COMO ATAR AS DUAS PONTAS DA VIDA?
Ubireval Alencar
Os jornais e a televisão estampam a grande contradição que a
sociedade vive no impasse entre o nascimento e a morte. Ora são os cemitérios
que esgotaram suas últimas reservas para seus mortos, superlotação de corpos em
estranha e silenciosa briga, ora são as maternidades públicas querendo fechar a
porta de entrada da vida, porque lhes faltam as condições mínimas de recepção
aos novos indivíduos, não bichos.
Meu Deus! Como é singular e estranhamente atraente a visão
dessa cena: os nascituros (os que já estão na horinha de nascer) parecem loucos
para soltar o berro de anúncio de que a vida é a sua proposta, e os morituros
(os que estão se preparando para a hora definitiva da morte) começam a
angustiar-se com a perspectiva de que o tempo dos homens não lhes reservou o
espaço desejado para o repouso dos batalhadores.

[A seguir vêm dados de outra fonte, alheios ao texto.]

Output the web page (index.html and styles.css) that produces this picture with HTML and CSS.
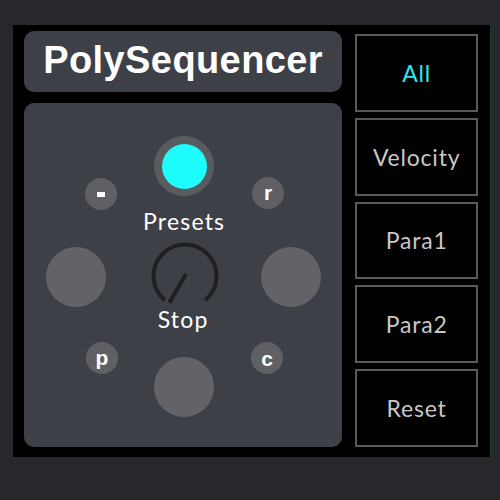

Os nascituros devem estar suspirando internamente
com a contradição que os aguarda. Por um lado, serão forçados a fazer o corte
do cordão umbilical que harmonicamente ainda os mantém em confortável piscina
uterina, e por outro lado se acham favorecidos com a possibilidade de lançar o
grito de liberdade. Os morituros ainda convivem com a nostalgia dos
sentimentos que abraçaram, suspiram realizados com a prole engrandecida, mas
anteveem o atropelo na hora de embarcar a bagagem que asseguraram por toda uma
vida.
Essa é a cena teatral mais trágica e mais lírica que a vida
poderia apresentar. Uns estão batendo às portas de entrada da vida para dizer
"sou gente" e ao mesmo tempo a Gente Governamental que os devia
receber ainda não preparou a festa desejada, muito embora antecipadamente já
venha tributando-a; outros estão à procura do local de saída desse fascinante
estacionamento em que se demoraram por anos e ao mesmo tempo se defrontando com
guaritas de seleção e espera. Como é possível viver, ter o direito de nascer e
quando será permitido morrer em paz?
Estranha contenda humana: a dos inocentes e apressados, e a
dos combalidos pelo tempo e sem nenhuma pressa de partirem. Fica então um
empurra-empurra danado. Quem fica onde? Impossível segurar a inquietação do
feto em ebulição e pior ainda não localizar a cadeira última no assento da vida
terrena. E o maior agravante de tudo: essa perplexa situação ocorre num
instante em que as duas pontas da vida se mostram frágeis, cheias de esperanças
e desejosas de muitas saudades. Nesse entrave dramático não se consegue
distinguir se o aceno de adeus partirá daquele que tantos sonhos acalentou de
vir ao mundo, se daquele que fez o itinerário da vida a duras penas, e agora
também quer aconchego no útero da mãe-terra.